Dalla sua c’è un terreno fertile, un‘ immensa prateria nella quale può spaziare a suo piacere per l’inesistenza del PD che, imperterrito e incosciente, continua a marciare verso il dissolvimento totale grazie ad un Renzi che continua la sua opera di rottamazione del partito che non riesce più a controllare interamente e ad una sinistra che non ce la fa ad uscire dal suo torpore e a riorganizzarsi. In favore della Lega gioca una perversa legge elettorale, redatta dall’inconsistente Rosato, che doveva servire alla consacrazione definitiva di Matteo Renzi e che potrebbe servire, invece, ad incoronare l’altro Matteo. Se, dopo le elezioni europee, Salvini deciderà di passare alla cassa si potrebbe arrivare, molto verosimilmente, a nuove elezioni nelle quali si confronterebbero i due contendenti, anche se alleati di Governo, con molte possibilità che la Lega di Salvini possa avere la meglio se l’onda lunga del consenso dei sondaggi non si fermerà. La borghesia lo segue e sa titillare la pancia delle folle come faceva Mussolini prima di lui usando, al contrario di Salvini – che non ne ha bisogno – la violenza degli squadristi.    E i punti in contatto con i prodromi del fascismo non si fermano qui. La previsione di uno scenario di questo tipo è verosimile, ma molto più difficile la previsione della durata.

A differenza della prima Repubblica, nella quale i partiti erano più strutturati e radicati nel territorio e le funzioni dei leader (tutti pro tempore, perché eletti periodicamente nelle assise congressuali) non finivano per identificarsi nel Capo e seguirne, di conseguenza, oggi il destino del capo e degli stessi partiti è soggetto all’ umore e all’ adesione delle folle che sono molto più variabili e mutevoli.  Personaggi di grandissimo spessore e di carisma come De Gasperi, Moro, Togliatti, Nenni, Craxi, La Malfa, tanto per citarne alcuni- non si identificavano nei partiti che, quando si facevano da parte, continuavano ad esistere.
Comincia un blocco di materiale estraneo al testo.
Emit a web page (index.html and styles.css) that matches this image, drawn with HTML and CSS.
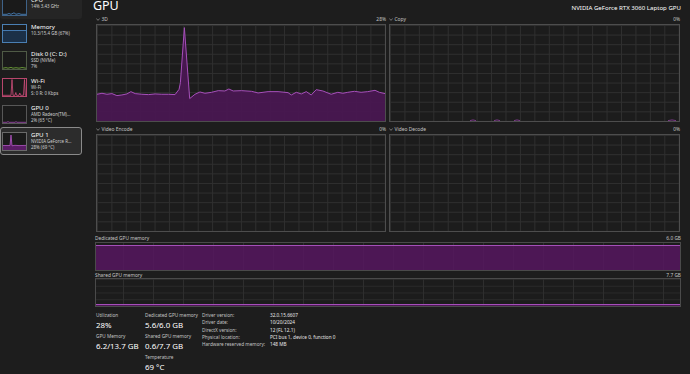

Con la seconda Repubblica tutto è cambiato, in politica si sta affermando una crescente caducità e autorevolissimi leader come Fini, Di Pietro, Renzi e perfino Berlusconi (con i suoi soldi, le televisioni e un esercizio prolungato del potere) non hanno potuto evitare il decadimento o la fine dei partiti da loro personalizzati. Chi avrebbe mai pensato che ad un’ascesa così forte di un Renzi che, in pochi anni, da sindaco di Firenze ha conquistato la segreteria del PD e la guida del Governo raggiungendo il 41%, sarebbe corrisposta, per una serie di errori dovuti al comando solitario, una caduta così rovinosa portando il partito al 18%?

Cosa succederà della Lega di Salvini? Riuscirà a rimanere al potere per un tempo abbastanza lungo o cadrà, come i precedenti per il mutare dell’umore delle folle? Ma soprattutto la sua azione di governo gioverà al Paese o si dimostrerà – come molto lascia presumere – un fallimento? I dubbi sono molti e non tutti campati in aria anche se m continuano a sottostimare i pericoli che corre la nostra democrazia, continuando a considerarla solida anche quando, per certi versi, non lo è. La filosofia di governo di Salvini – anche se dovesse abbandonare i suoi abituali comportamenti fascistoidi, populistici e autoritari- mal si conciliano con la nostra Costituzione liberal democratica, sentita come propria da milioni di italiani come dimostrano il successo e gli applausi, da ultimo alla Scala di Milano, che riscuote il Presidente Mattarella, che la rappresenta. Certamente in Italia ci sono forze sufficienti ad opporsi al nuovo fascismo della Lega, ma sarebbe meglio agire prima che si facessero ddisaastri!